1. Field of the Invention
This invention relates to gas turbines.
More particularly, the invention relates to gas turbines equipped to operate in such a manner as to reduce air pollution.
2. Description of the Prior Art
Ideally, from a combustion or pollution aspect or both, the primary or combustion zone fuel-air ratio should be kept as close as possible to an optimum value, which may be constant over the operating range of a gas turbine. This does not normally happen, since the fixed geometry of the conventional combustor provides a range of primary or combustion zone fuel-air ratios, which can go from over-rich to over-lean.
The constituent emissions from a gas turbine exhaust are formed by diverse processes, dependent on a number of local environmental conditions. The formation of nitric oxides, for example, depend on conditions opposed to those forming carbon monoxide or hydrocarbons.

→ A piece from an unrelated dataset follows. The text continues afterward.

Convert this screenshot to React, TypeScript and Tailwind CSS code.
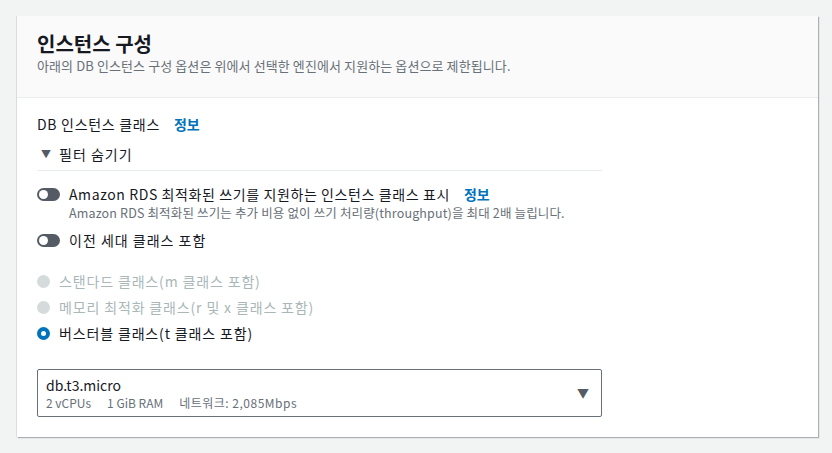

Particulate emissions are dependent on yet another environment. These opposed conditions complicate the designing of a combustor to achieve optimum results.
Attempts to compensate for the extremes of local environment experienced in the cycling of a gas turbine give rise to problems. For example, since nitric oxide formation rate depends essentially on the temperature in the reaction zone and the availability of dissociated or free oxygen, its formation can be related to the residence time of the reactants in the primary or combustion zone, or, to the length of the fluid flow path within the burner, from the fuel nozzle to the dilution zone. An early or accelerated admission of cooling or dilution air can quench the reaction and restrict nitric oxide formation to low levels. This procedure may, however, increase hydrocarbons, smoke and carbon monoxide formation due to incomplete combustion. The residence time of the combustion gases in the primary zone, due to recirculation, may also have a significant effect on nitric oxide emission, due to the high associated temperatures.
In a normal combustor, at full load, carbon monoxide and hydrocarbons are practically non-existent, whereas nitric oxide emission is at its peak. A combustor optimized for full load pollutant emissions would have a leaner than normal primary zone fuel-air ratio, its yield in hydrocarbons and carbon monoxide would be higher, whereas nitric oxides would be considerably reduced. Such a combustor would not be practical for a normal application where the fuel-air ratio is varied over a wide range, especially its stability would be poor and at idle, the hydrocarbons and carbon monoxide emissions would be very high.